Work to be completed » From the listing below, tally the lines that include "components". Return only the total.

Collected material »
========================================================================
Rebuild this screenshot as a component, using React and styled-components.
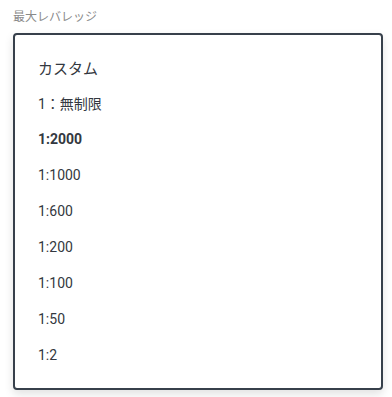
import React from 'react';
import styled, { createGlobalStyle } from 'styled-components';

const GlobalStyle = createGlobalStyle`
  body {
    margin: 0;
    background: #fff;
    font-family: Roboto, "Noto Sans CJK JP", sans-serif;
  }
`;

const Wrapper = styled.div`
  padding: 9px 9px 7px 13px;
`;

const Label = styled.div`
  font-size: 12px;
  line-height: 16px;
  color: #8a8a8a;
  margin-bottom: 8px;
`;

const Menu = styled.ul`
  list-style: none;
  margin: 0;
  padding: 14px 0 15px;
  width: 366px;
  border: 2px solid #37404b;
  border-radius: 4px;
  background: #fff;
  box-shadow: 0 4px 10px rgba(0, 0, 0, 0.12);
`;

const Item = styled.li`
  height: 36px;
  display: flex;
  align-items: center;
  padding-left: 23px;
  font-size: ${p => (p.large ? '15px' : '14px')};
  font-weight: ${p => (p.selected ? 700 : 400)};
  color: #333840;
`;

const options = ['1：無制限', '1:2000', '1:1000', '1:600', '1:200', '1:100', '1:50', '1:2'];

export default function App() {
  return (
    <>
      <GlobalStyle />
      <Wrapper>
        <Label>最大レバレッジ</Label>
        <Menu>
          <Item large>カスタム</Item>
          {options.map(o => (
            <Item key={o} selected={o === '1:2000'}>{o}</Item>
          ))}
        </Menu>
      </Wrapper>
    </>
  );
}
========================================================================
Answer » 2